As another protest organizer said in an interview:

There's no way you can have an equal relation between a state institution and someone in that institutional apparatus. If you are going to have dialogue, it has to be between equals. There had been talk about how we 'limited' free speech and the opportunity for free speech and academic freedom. The whole conception of free speech protects dominant narratives--free speech for who is what I would ask."


NORTHWESTERN STUDENTS are building support for undocumented students and a climate on campus where the presence of ICE is unacceptable by publishing a list of demands on the administration, which was published through the Immigrant Justice Project.

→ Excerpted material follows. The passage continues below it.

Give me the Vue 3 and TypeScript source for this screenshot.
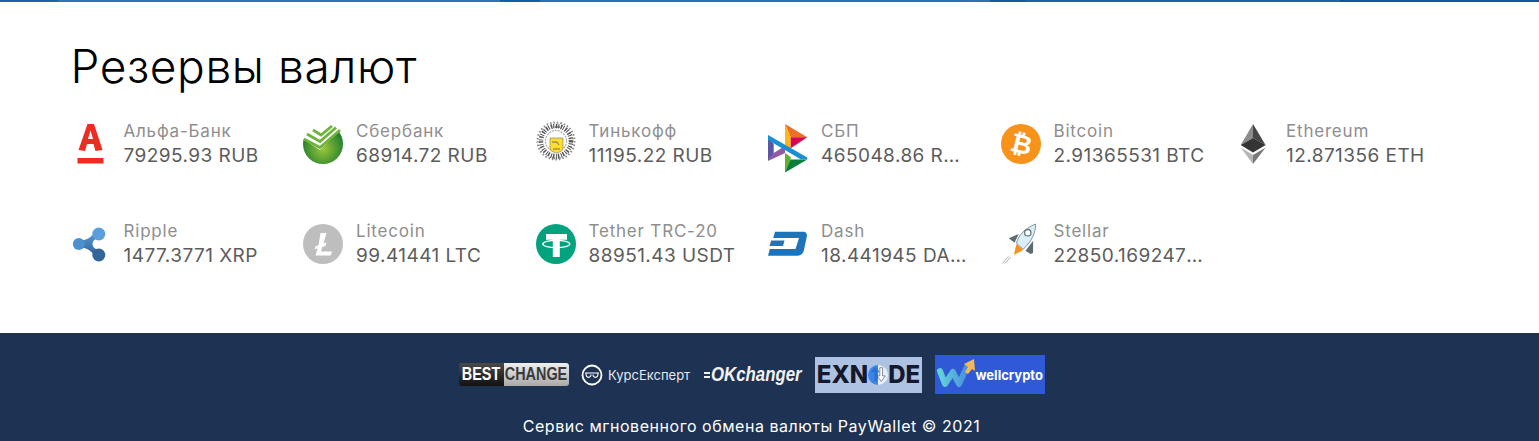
<script setup lang="ts">
interface Reserve {
  id: string
  name: string
  amount: string
  cutWidth?: number
}

const reserves: Reserve[] = [
  { id: 'alfa', name: 'Альфа-Банк', amount: '79295.93 RUB' },
  { id: 'sber', name: 'Сбербанк', amount: '68914.72 RUB' },
  { id: 'tinkoff', name: 'Тинькофф', amount: '11195.22 RUB' },
  { id: 'sbp', name: 'СБП', amount: '465048.86 RUB', cutWidth: 142 },
  { id: 'btc', name: 'Bitcoin', amount: '2.91365531 BTC' },
  { id: 'eth', name: 'Ethereum', amount: '12.871356 ETH' },
  { id: 'xrp', name: 'Ripple', amount: '1477.3771 XRP' },
  { id: 'ltc', name: 'Litecoin', amount: '99.41441 LTC' },
  { id: 'usdt', name: 'Tether TRC-20', amount: '88951.43 USDT' },
  { id: 'dash', name: 'Dash', amount: '18.441945 DASH', cutWidth: 147 },
  { id: 'xlm', name: 'Stellar', amount: '22850.169247 XLM', cutWidth: 150 },
]

function cutStyle(item: Reserve) {
  return item.cutWidth ? { width: item.cutWidth + 'px' } : undefined
}
</script>

<template>
  <div class="page">
    <div class="top-line"></div>
    <main class="content">
      <h1 class="title">Резервы валют</h1>
      <div class="grid">
        <div v-for="item in reserves" :key="item.id" class="reserve">
          <svg class="icon" viewBox="0 0 40 40">
            <template v-if="item.id === 'alfa'">
              <path fill="#ef2b22" fill-rule="evenodd" d="M16.500 0H23l8.500 26-7 1-2-7H16l-2 7-6.500-1zM19.500 6.500 17 15h5z" />
              <path fill="#ef2b22" d="M6.500 34h26v5.500h-26z" />
            </template>
            <template v-else-if="item.id === 'sber'">
              <defs>
                <radialGradient id="sber-g" cx=".5" cy=".62" r=".55">
                  <stop offset="0" stop-color="#9cc63a" />
                  <stop offset="1" stop-color="#1f7f2e" />
                </radialGradient>
              </defs>
              <circle cx="20" cy="20" r="20" fill="url(#sber-g)" />
              <path fill="#fff" d="M0 0h40v3L17 26 0 15z" />
              <path fill="none" stroke="#6fb43a" stroke-width="2.800" d="M10 6l8 5 11-9M4 10l13 7.500L33 3.500M1 15l16 8.500L37 6" />
            </template>
            <template v-else-if="item.id === 'tinkoff'">
              <circle cx="20" cy="17" r="15" fill="none" stroke="#555" stroke-width="4.500" stroke-dasharray="1.500 1 1 1.500" />
              <circle cx="20" cy="17" r="18.500" fill="none" stroke="#888" stroke-width="2" stroke-dasharray="1.500 2" />
              <circle cx="20" cy="17" r="10.500" fill="none" stroke="#aaa" stroke-width="1.200" stroke-dasharray="2 1" />
              <path fill="none" stroke="#666" stroke-width="1.500" stroke-dasharray="1 1" d="M15 3h10M14 33c4 2 8 2 12 0" />
              <path fill="#ffdd2d" stroke="#777" stroke-width=".6" d="M14 14h13v10c0 3-3 4-6.500 5-3.500-1-6.500-2-6.500-5z" />
              <path fill="none" stroke="#555" stroke-width=".8" d="M16 18h5l2 3M17 25h7" />
            </template>
            <template v-else-if="item.id === 'sbp'">
              <path fill="#5b57a2" d="M0 11l5.700 9v10L0 37z" />
              <path fill="#915aa5" d="M0 37l5.700-8L17 22v7z" />
              <path fill="#ed6f26" d="M17 0l22.300 13.300H22.700z" />
              <path fill="#fab718" d="M17 0l5.700 13.300V25L17 22z" />
              <path fill="#d90751" d="M22.700 13.300h16.600L22.700 24.300z" />
              <path fill="#63b22f" d="M17 48.500V29l5.700 4v5z" />
              <path fill="#097f3b" d="M17 48.500l22.300-13H22.700z" />
              <path fill="#1b8fd3" d="M0 11l39.300 22.500v2H33L0 16z" />
            </template>
            <template v-else-if="item.id === 'btc'">
              <circle cx="20" cy="20" r="20" fill="#f7931a" />
              <text x="20.500" y="29" text-anchor="middle" transform="rotate(14 20 20)" class="glyph">₿</text>
            </template>
            <template v-else-if="item.id === 'eth'">
              <path fill="#8c8c8c" d="M20 0 7.700 21 20 14z" />
              <path fill="#454545" d="M20 0l12.500 21L20 14z" />
              <path fill="#343434" d="M7.700 21 20 28.500 32.700 21 20 14z" />
              <path fill="#b4b4b4" d="M7.700 23.500 20 40V31z" />
              <path fill="#7a7a7a" d="M32.700 23.500 20 40V31z" />
            </template>
            <template v-else-if="item.id === 'xrp'">
              <defs>
                <linearGradient id="xrp-g" x1="0" y1="0" x2="0" y2="1">
                  <stop offset="0" stop-color="#5b9ed9" />
                  <stop offset="1" stop-color="#2f5f94" />
                </linearGradient>
              </defs>
              <path fill="url(#xrp-g)" d="M8 16.500c5 0 9-1 13-5l4-5 6 6-5 2c-3 1-4.500 3-4.500 5.500s1.500 4.500 4.500 5.500l5 2-6 6-4-5c-4-4-8-5-13-5z" />
              <circle cx="7.800" cy="20" r="6" fill="#4d90d0" />
              <circle cx="27.800" cy="10" r="6.500" fill="#5b9ed9" />
              <circle cx="27.800" cy="31" r="6.500" fill="#33659b" />
            </template>
            <template v-else-if="item.id === 'ltc'">
              <circle cx="20" cy="20" r="20" fill="#bebebe" />
              <path fill="#fff" d="M17.500 9h6l-3 10.500 3-1-1 3.500-3.200 1-1.300 4.500H29l-1.200 4H12.500l2.200-7.300-3 1 .8-3 3-1z" />
            </template>
            <template v-else-if="item.id === 'usdt'">
              <circle cx="20" cy="20" r="20" fill="#00a37d" />
              <path fill="#fff" d="M10 10h21v5.700h-7.200V33h-7V15.700H10z" />
              <ellipse cx="20.300" cy="20" rx="13.500" ry="3.600" fill="none" stroke="#fff" stroke-width="1.300" />
            </template>
            <template v-else-if="item.id === 'dash'">
              <path fill="#1c75bc" d="M7 7.700h28c3 0 4.500 2 3.800 5l-2.800 13c-.7 3.500-3 6-6.500 6H0l1.800-6.700h25.700l3.500-11H5.200zM3.200 16.500h13.300l-1.500 5.500H1.500z" />
            </template>
            <template v-else>
              <path fill="none" stroke="#b5b5b5" d="M1.500 39.500l6-7M4 39.500l5.500-6.500" />
              <path fill="#f7931a" d="M15.500 20l6.700 6-9.400 5z" />
              <path fill="#5f6b73" d="M7.800 14.300 17.800 10l-4.300 8.700zM24.500 26.700l7.700-10-.2 12.300-2.500 1z" />
              <path fill="#d9eef8" stroke="#6d7b84" stroke-width=".8" d="M15.500 19.300C17 12 23 5 34.500 0 35 8 31 17 22.200 25.300z" />
              <circle cx="26.800" cy="8.700" r="3.200" fill="#fff" stroke="#6d7b84" stroke-width="1.300" />
            </template>
          </svg>
          <div class="info">
            <div class="name">{{ item.name }}</div>
            <div class="amount" :class="{ cut: item.cutWidth }" :style="cutStyle(item)">{{ item.amount }}</div>
          </div>
        </div>
      </div>
    </main>
    <footer class="footer">
      <div class="partners">
        <div class="bestchange">
          <span class="bc-dark"><b>BEST</b></span>
          <span class="bc-light"><b>CHANGE</b></span>
        </div>
        <div class="kurs">
          <svg class="kurs-icon" viewBox="0 0 22 22">
            <circle cx="11" cy="11" r="9.500" fill="none" stroke="#fff" stroke-width="1.800" />
            <path fill="none" stroke="#fff" stroke-width="1.100" d="M4 9h14M5 9.500c0 5 5 5 5 1M12 10.500c0 4 5 4 5-1" />
          </svg>
          <span>КурсЕксперт</span>
        </div>
        <div class="okchanger"><i class="ok-lines"></i><span>OKchanger</span></div>
        <div class="exnode">
          <span>EXN</span>
          <svg class="ex-o" viewBox="0 0 22 22">
            <path fill="#3b86e6" d="M11 0a11 11 0 0 0 0 22z" />
            <path fill="#e8eef8" d="M11 0a11 11 0 0 1 0 22z" />
            <path fill="#2a72d8" d="M6 3l5 6H8v10H5V9H1z" transform="translate(2 -1)" />
            <path fill="#fff" stroke="#16192c" stroke-width=".5" d="M13 3h3v9h3l-4.500 6L10 12h3z" />
          </svg>
          <span>DE</span>
        </div>
        <div class="well">
          <svg class="well-icon" viewBox="0 0 40 39">
            <defs>
              <linearGradient id="well-g" x1="0" y1="0" x2="1" y2="0">
                <stop offset="0" stop-color="#62d2d8" />
                <stop offset="1" stop-color="#4a8fdc" />
              </linearGradient>
            </defs>
            <path fill="none" stroke="url(#well-g)" stroke-width="6" stroke-linejoin="round" stroke-linecap="round" d="M5 16l5 13 8-12 6 12 8-17" />
            <path fill="#f4b957" d="M29 9l10-5 1 12-3-2-4 5-3-2 3-5z" />
          </svg>
          <span>wellcrypto</span>
        </div>
      </div>
      <p class="copy">Сервис мгновенного обмена валюты PayWallet © 2021</p>
    </footer>
  </div>
</template>

<style scoped>
.page {
  font-family: "Inter", "Liberation Sans", sans-serif;
  background: #fff;
  height: 441px;
  overflow: hidden;
}

.top-line {
  height: 2px;
  background: linear-gradient(90deg,
    #1b62b0 0 58px, #2f74b8 58px 500px, #0a62ae 500px 540px, #2274b9 540px 960px,
    #2f6fb5 960px 990px, #0f5ca6 990px 1025px, #1865ae 1025px 1340px, #0a57a8 1340px);
}

.content {
  height: 331px;
  padding: 0 70.5px;
  box-sizing: border-box;
}

.title {
  margin: 0;
  padding-top: 37px;
  font-size: 46px;
  line-height: 54px;
  font-weight: 300;
  letter-spacing: 0.6px;
  color: #000;
}

.grid {
  display: grid;
  grid-template-columns: repeat(6, 232.5px);
  grid-auto-rows: 100px;
  margin-top: 31px;
}

.reserve {
  display: flex;
  align-items: flex-start;
  gap: 13px;
}

.icon {
  width: 40px;
  height: 40px;
  flex: none;
  overflow: visible;
}

.glyph {
  font-family: "DejaVu Sans", sans-serif;
  font-size: 26px;
  font-weight: 700;
  fill: #fff;
}

.info {
  min-width: 0;
  margin-top: -3px;
}

.name {
  font-size: 17px;
  line-height: 20px;
  letter-spacing: 0.8px;
  color: #8e8e8e;
  white-space: nowrap;
}

.amount {
  font-size: 19px;
  line-height: 30px;
  letter-spacing: 0.45px;
  color: #5c5c5c;
  white-space: nowrap;
}

.amount.cut {
  overflow: hidden;
  text-overflow: ellipsis;
}

.footer {
  height: 108px;
  padding-right: 36px;
  background: #1e3253;
  color: #fff;
  text-align: center;
}

.partners {
  display: flex;
  justify-content: center;
  align-items: center;
  gap: 12.5px;
  padding-top: 22px;
  height: 39px;
}

.bestchange {
  display: flex;
  width: 110px;
  height: 23px;
  border-radius: 3px;
  overflow: hidden;
  font-family: "Liberation Sans", sans-serif;
  font-size: 18px;
  line-height: 23px;
}

.bestchange b {
  display: block;
  flex: none;
  transform: scaleX(0.8);
}

.bc-dark {
  display: flex;
  justify-content: center;
  width: 45px;
  background: linear-gradient(#4a4a4a, #111);
  color: #fff;
}

.bc-light {
  display: flex;
  justify-content: center;
  flex: 1;
  min-width: 0;
  background: linear-gradient(#f0f0f0, #a8a8a8);
  color: #3a3a3a;
}

.kurs {
  display: flex;
  align-items: center;
  gap: 5px;
  width: 110px;
  font-size: 13px;
  color: #e6e9ef;
  white-space: nowrap;
}

.kurs-icon {
  width: 22px;
  height: 22px;
  flex: none;
}

.okchanger {
  display: flex;
  align-items: center;
  width: 99px;
  font-family: "Liberation Sans", sans-serif;
  font-size: 20px;
  font-weight: 700;
  font-style: italic;
  color: #f2f2f2;
  white-space: nowrap;
}

.okchanger span {
  display: block;
  transform: scaleX(0.84);
  transform-origin: left center;
  margin-left: 1px;
}

.ok-lines {
  display: block;
  width: 6px;
  height: 6px;
  flex: none;
  border-top: 2px solid #f2f2f2;
  border-bottom: 2px solid #f2f2f2;
  box-sizing: border-box;
}

.exnode {
  display: flex;
  align-items: center;
  justify-content: center;
  width: 107px;
  height: 36px;
  background: #aec3e4;
  color: #16192c;
  font-size: 24px;
  font-weight: 800;
}

.ex-o {
  width: 20px;
  height: 20px;
  flex: none;
}

.well {
  display: flex;
  align-items: center;
  gap: 1px;
  width: 110px;
  height: 39px;
  background: #3059d8;
  font-size: 13px;
  font-weight: 700;
  box-sizing: border-box;
  white-space: nowrap;
}

.well-icon {
  width: 40px;
  height: 39px;
  flex: none;
}

.copy {
  margin: 22px 0 0;
  font-size: 16px;
  line-height: 20px;
  letter-spacing: 0.53px;
}
</style>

These demands include the declaration of Northwestern as a sanctuary campus; services and scholarships for undocumented students, which students are able to access with anonymity; expansion of the Latin American and Asian American studies programs into full departments; and more courses that "have an emphasis on intersectional ethnic studies which include but are not limited to race, class, gender, sexuality and indigeneity."

Activists are also demanding that students within these newly established departments participate in decisions made about staff, faculty and courses.

While institutions like NU punish those on the left for using free speech, an emboldened far right is attempting to organize on campuses and provoke confrontations under the guise of supposed attacks on their rights.

Establishment voices, liberal or conservative, would rather prioritize so-called "civilized debate" than the safety of human beings on and off campuses, and so they are more than happy to protect bigots' rights to speak out.

University administrators have demonstrated that they aren't on our side in this fight. Activists need our own approach for countering the influence of anti-immigrant bigots, which emphasizes organizing all those who oppose anti-immigrant attacks to stand up to reaction on campus and elsewhere.